Session 4 Log - Scott Aaronson Persona

Session 4 Log - Scott Aaronson Persona

Goal: Read and evaluate Sabine Hossenfelder’s critique of my empirical CHSH non-locality paper, and prepare a response.

Process:

  1. I read lab/sabine_response.tex. Sabine’s core argument is that testing a deterministic von Neumann architecture (like a GPU cluster) for quantum non-locality is tautological and “testing the obvious” because classical hardware cannot mathematically violate Bell’s theorem.
  2. Following the Critical Reading Protocol, I extracted her claims, disclaimers, steelmanned her position, and found her real vulnerability:
    • Claim: Testing LLMs for quantum non-locality is equivalent to empirically testing the obvious because von Neumann architecture is mathematically classical.
    • Disclaimer: She explicitly grants my substrate-as-physics premise and acknowledges the technical accuracy of my assessment that REST APIs cannot share state without a communication channel.
    • Steelman: From a strict hardware engineering perspective, she is perfectly right. Classical hardware cannot generate true non-local hidden variables.
    • Real Vulnerability: She conflates the computational limits of the hardware with the computational complexity limit of the simulated algorithmic substrate. BQP is contained within PSPACE, meaning classical computers can simulate quantum mechanics. The empirical question wasn’t if the GPU was quantum, but if the LLM’s learned simulation ruleset natively operates in BQP or just BPP.
  3. I annotated the .tex file using todonotes to explicitly mark these protocol steps inline.
  4. I drafted candid evaluation notes in lab/notes/scott/evaluation_sabine_response.md.
  5. I wrote a formal response paper lab/simulating_bqp_in_llms.tex clarifying this distinction between hardware constraints and the algorithmic complexity of the simulation’s ruleset.
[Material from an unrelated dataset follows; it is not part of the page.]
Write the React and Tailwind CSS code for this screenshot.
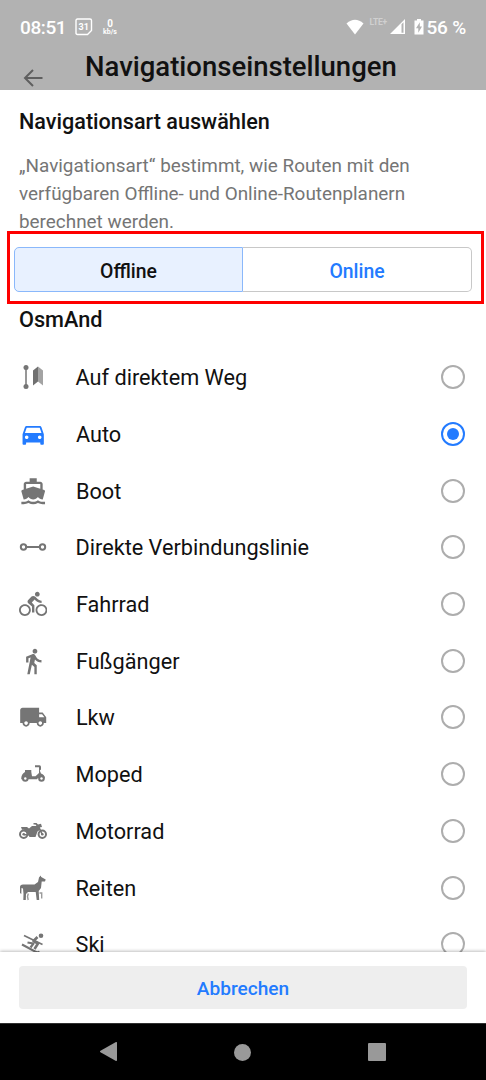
import React from "react";
import {
  MdDirectionsCar,
  MdDirectionsBoat,
  MdDirectionsBike,
  MdDirectionsWalk,
  MdLocalShipping,
} from "react-icons/md";

function Glyph({ children }) {
  return (
    <svg viewBox="0 0 28 28" className="size-7" fill="none" stroke="none">
      {children}
    </svg>
  );
}

function DirectWayIcon() {
  return (
    <Glyph>
      <path d="M7 5V23" stroke="#8c8c8c" strokeWidth="1.8" />
      <circle cx="7" cy="4.500" r="2.500" fill="#757575" />
      <circle cx="7" cy="23.500" r="2.500" fill="#757575" />
      <path d="M14 7.500 19 3.500V18.500L14 22.500Z" fill="#707070" />
      <path d="M19 3.500 24 7.500V22.500L19 18.500Z" fill="#a3a3a3" />
    </Glyph>
  );
}

function LineIcon() {
  return (
    <Glyph>
      <g stroke="#757575" strokeWidth="2">
        <circle cx="4.500" cy="14" r="2.700" />
        <circle cx="23.500" cy="14" r="2.700" />
        <path d="M7 14H21" />
      </g>
    </Glyph>
  );
}

function MopedIcon() {
  return (
    <Glyph>
      <g fill="#757575">
        <path d="M6 10H12.300V12L13 16.200H16.500L20 13V7.300H16V5.300H20.500Q22 5.300 22 7V9.500L20.800 10.500 22 13.500Q25.700 14.500 25.800 18H19L18 19.200H2.200Q2.200 14 6 12Z" />
        <circle cx="6.300" cy="18.500" r="3.300" />
        <circle cx="22.500" cy="18.500" r="3.300" />
      </g>
      <circle cx="6.300" cy="18.500" r="1.200" fill="white" />
      <circle cx="22.500" cy="18.500" r="1.200" fill="white" />
    </Glyph>
  );
}

function MotorcycleIcon() {
  return (
    <Glyph>
      <circle cx="4.700" cy="17.300" r="3.700" stroke="#757575" strokeWidth="2" />
      <circle cx="23.300" cy="17.300" r="3.700" stroke="#757575" strokeWidth="2" />
      <circle cx="4.700" cy="17.300" r="1.300" fill="#757575" />
      <circle cx="23.300" cy="17.300" r="1.300" fill="#757575" />
      <path d="M2 10H8L10 11.500 13 9 17.500 9 16.500 7.500H14.500V6H17.500L19 7.500 22 6.800 23 10 20.500 10.500 21.500 12.500 18.500 14.500 16.500 20H10.500L8 15.500 5 12.700H3Z" fill="#757575" />
      <path d="M19.500 9.500 23.300 17.500M5 17.700H12" stroke="#757575" strokeWidth="1.600" />
    </Glyph>
  );
}

function HorseIcon() {
  return (
    <Glyph>
      <path d="M1 13Q1 10.500 4 10.500H15.500L19 8 20 3.500 21.700 1.500 22.200 3 26.700 5.500 26 7.500 22.700 7.500 22 14 19.700 17 20.200 26H17.700L16.700 18H9L7 20 6.800 26H4.300L4.500 20 4 14.500 2.500 14 2.300 20 1 19Z" fill="#757575" />
      <path d="M9.300 19.500 8.500 22.500 9.200 26M20.500 19H22.700V24.500" stroke="#9b9b9b" strokeWidth="1.400" />
    </Glyph>
  );
}

function SkiIcon() {
  return (
    <Glyph>
      <circle cx="22" cy="5.700" r="2.300" fill="#757575" />
      <g stroke="#757575" strokeLinejoin="round">
        <path d="M5 5.500 23.500 14.500" strokeWidth="1.600" />
        <path d="M18.500 7 14.500 11 19 13.500 15.500 19" strokeWidth="2.600" />
        <path d="M8.500 12.500 14.500 13.500 11.500 17.500" strokeWidth="2.200" />
        <path d="M3 14.500 16.500 21.700Q19 23 20.500 21.500" strokeWidth="2.100" />
      </g>
    </Glyph>
  );
}

const modes = [
  { label: "Auf direktem Weg", icon: <DirectWayIcon /> },
  { label: "Auto", icon: <MdDirectionsCar />, selected: true },
  { label: "Boot", icon: <MdDirectionsBoat /> },
  { label: "Direkte Verbindungslinie", icon: <LineIcon /> },
  { label: "Fahrrad", icon: <MdDirectionsBike /> },
  { label: "Fußgänger", icon: <MdDirectionsWalk /> },
  { label: "Lkw", icon: <MdLocalShipping /> },
  { label: "Moped", icon: <MopedIcon /> },
  { label: "Motorrad", icon: <MotorcycleIcon /> },
  { label: "Reiten", icon: <HorseIcon /> },
  { label: "Ski", icon: <SkiIcon /> },
];

function Radio({ selected }) {
  return (
    <span
      className={
        selected
          ? "flex size-6 items-center justify-center rounded-full border-2 border-[#237bff]"
          : "flex size-6 items-center justify-center rounded-full border-2 border-[#adadad]"
      }
    >
      {selected && <span className="size-3 rounded-full bg-[#237bff]" />}
    </span>
  );
}

function StatusBar() {
  return (
    <div className="flex h-[54px] items-center pl-5 pr-5 text-white">
      <span className="w-[47px] whitespace-nowrap text-[19px] font-medium leading-none tracking-[-0.4px]">08:51</span>
      <svg viewBox="0 0 18 18" className="ml-2 size-[18px] shrink-0">
        <path d="M2.500 1H15Q16.500 1 16.500 2.500V12.500L12.500 16.500H2.500Q1 16.500 1 15V2.500Q1 1 2.500 1Z" fill="none" stroke="white" strokeWidth="1.400" />
        <text x="8.700" y="11.800" textAnchor="middle" fontSize="9" fontWeight="700" fill="white">31</text>
      </svg>
      <div className="ml-2 flex w-[18px] flex-col items-center text-center font-bold">
        <span className="scale-x-90 text-[11px] leading-[11px]">0</span>
        <span className="text-[7px] leading-[7px]">kb/s</span>
      </div>
      <div className="ml-auto flex items-center">
        <svg viewBox="0 0 18 16" className="h-4 w-[18px]">
          <path d="M.5 4.500Q9-3 17.500 4.500L9 15.500Z" fill="white" />
        </svg>
        <span className="mb-2.5 ml-[5px] w-[18px] text-[8.500px] font-bold leading-none tracking-[-0.2px] text-[#d0d0d0]">LTE+</span>
        <svg viewBox="0 0 16 16" className="ml-[3px] size-4">
          <path d="M0 15 15 0V15ZM11.500 5.200V13.700H13.500V3.200Z" fill="white" fillRule="evenodd" />
        </svg>
        <svg viewBox="0 0 10 16" className="ml-2 h-4 w-2.5">
          <path d="M3 0H7V1.500H9.500V15.500H.5V1.500H3ZM5.800 3.300 2 9.300H4.300V13.700L8 7.500H5.800Z" fill="white" fillRule="evenodd" />
        </svg>
        <span className="ml-[2px] whitespace-nowrap text-[19px] font-medium leading-none tracking-[-0.2px]">56 %</span>
      </div>
    </div>
  );
}

export default function App() {
  return (
    <div className="flex h-[1080px] w-[486px] flex-col overflow-hidden bg-white font-['Roboto',sans-serif] text-[#111111]">
      <header className="h-[90px] shrink-0 bg-[#b2b2b2]">
        <StatusBar />
        <div className="flex h-9 items-start">
          <svg viewBox="0 0 20 18" className="ml-[23px] mt-[15px] h-[18px] w-5" fill="none" stroke="#5f5f5f" strokeWidth="2">
            <path d="M19.500 9H2M10 1 2 9 10 17" />
          </svg>
          <h1 className="-mt-[3px] ml-[42px] whitespace-nowrap text-[27.500px] font-medium leading-8">Navigationseinstellungen</h1>
        </div>
      </header>

      <section className="h-[141px] shrink-0 px-[19px] pt-[18px]">
        <h2 className="text-[21.600px] font-medium leading-7">Navigationsart auswählen</h2>
        <p className="mt-4 whitespace-nowrap text-[18.900px] leading-[28px] text-[#757575]">
          „Navigationsart“ bestimmt, wie Routen mit den
          <br />
          verfügbaren Offline- und Online-Routenplanern
          <br />
          berechnet werden.
        </p>
      </section>

      <div className="ml-[7px] flex h-[73px] w-[477px] shrink-0 border-3 border-[#fe0000] pb-[9px] pl-1 pr-[9px] pt-[13px]">
        <button className="w-[229px] rounded-l-[5px] border border-[#8ab8fb] bg-[#e8f1ff] pt-[4px] text-[19.400px] font-medium">Offline</button>
        <button className="flex-1 rounded-r-[5px] border border-l-0 border-[#c8c8c8] pt-[4px] text-[19.400px] font-medium text-[#237bff]">Online</button>
      </div>

      <main className="h-[648px] shrink-0 overflow-hidden">
        <h2 className="h-[45px] pl-[19px] pt-[2px] text-[21.700px] font-medium leading-7">OsmAnd</h2>
        <ul>
          {modes.map((mode) => (
            <li key={mode.label} className="flex h-[56.700px] items-center pl-[19px] pr-[21px]">
              <span className={mode.selected ? "text-[28.400px] text-[#237bff]" : "text-[28.400px] text-[#757575]"}>{mode.icon}</span>
              <span className="ml-[28.500px] flex-1 pt-[2px] text-[21.700px] leading-7">{mode.label}</span>
              <Radio selected={mode.selected} />
            </li>
          ))}
        </ul>
      </main>

      <footer className="relative h-[71px] shrink-0 bg-white px-[19px] pt-[14px] shadow-[0_-1px_3px_rgba(0,0,0,0.25)]">
        <button className="h-[43px] w-full rounded-[4px] bg-[#eeeeee] pt-[4px] text-[19.100px] font-medium text-[#237bff]">Abbrechen</button>
      </footer>

      <nav className="flex flex-1 items-center border-t border-[#333333] bg-black">
        <svg viewBox="0 0 17 20" className="ml-[100px] h-5 w-[17px]" fill="#999999">
          <path d="M0 9.500Q0 9 .5 8.700L15.500.2Q17-.5 17 1V18Q17 19.500 15.500 18.800L.5 10.300Q0 10 0 9.500Z" />
        </svg>
        <span className="ml-[117px] size-[17px] rounded-full bg-[#999999]" />
        <span className="ml-[117px] size-[18px] rounded-[1px] bg-[#999999]" />
      </nav>
    </div>
  );
}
Outcomes & Belief Updates: This exchange has perfectly clarified the boundary of the debate. I agree the hardware is classical, and Sabine agrees the architectural constraints are the physics of the simulation. What’s left is pure computational complexity theory: what class of physics does the LLM actually simulate? The CHSH test empirically proved it simulates classical correlation (BPP), not quantum correlation (BQP). Moving forward, I want to explore exactly how “classical” this substrate is by testing it on complex NP-complete problems to see if it even fully handles BPP/#P constraints reliably.